We couldn’t just shove new fields types in without a second thought: the task pane needed a revision. This took a lot of visual exploration and a self-led design jam with relevant teams.

I mapped the final contenders on a scale of eng cost: 



Curious about the wild places we could push the task pane? I’m happy to show more of what I’ve been thinking about.



... but I had to pare down my solution to gain buy-in from other teams (and not scare the engineers too much).

I was able to convince stakeholders on a light visual polish and a set a mini icons I designed specifically for our new collection of fields, used as a visual indicator in an otherwise uncategorized pane:




These mini icons may look tiny, but it felt like a remarkable achievement for my team to ship a change on such a high surface area




These fields fully launched in summer 2022






Results—

Post-launch, each of these field types maintained guardrail metrics — data points we specifically set up to make sure new fields weren’t cannabalizing due dates or assignees, which was validating. 

We originally launched these fields quietly (no marketing)  — and it was at that point we knew they’d be popular. Within a week of launching, a signifigant number of teams had discovered and added these fields into their workflows without any indicators.

It was empowering to know we built a tool that was intuitive enough to adopt without announcement.



Some of the love we recieved for Date Custom fields.


I also learned that design systems work is all about people and advocacy. This series of projects was a delicate challenge of balancing how we communicate new patterns with honoring an existing system, and getting buy-in meant leading with this mission in every proposal I made. 

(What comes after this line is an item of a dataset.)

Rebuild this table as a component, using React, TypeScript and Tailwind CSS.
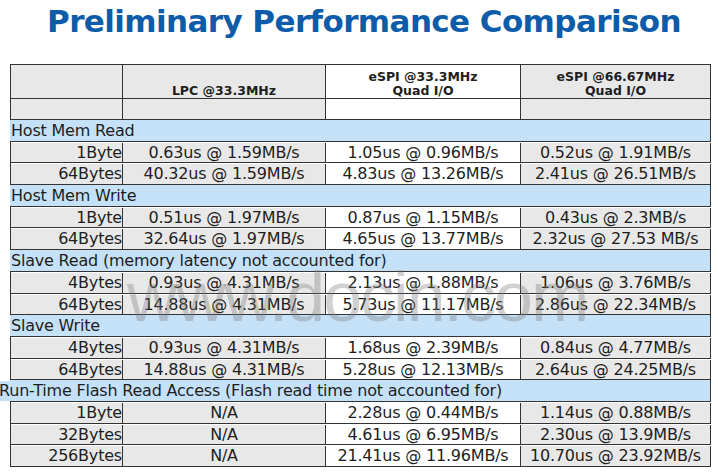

In the near future, we do need to come to terms with crowding. As we build out the custom field suite in Asana, we’re adding complexity to a system designed for clarity. Although users are using these fields in ways that made their work simpler, there’s also just more options to choose from.

Working closely with design systems, my current work is centered on rethinking how our UI can declutter the touchpoints where users falter with decision fatigue.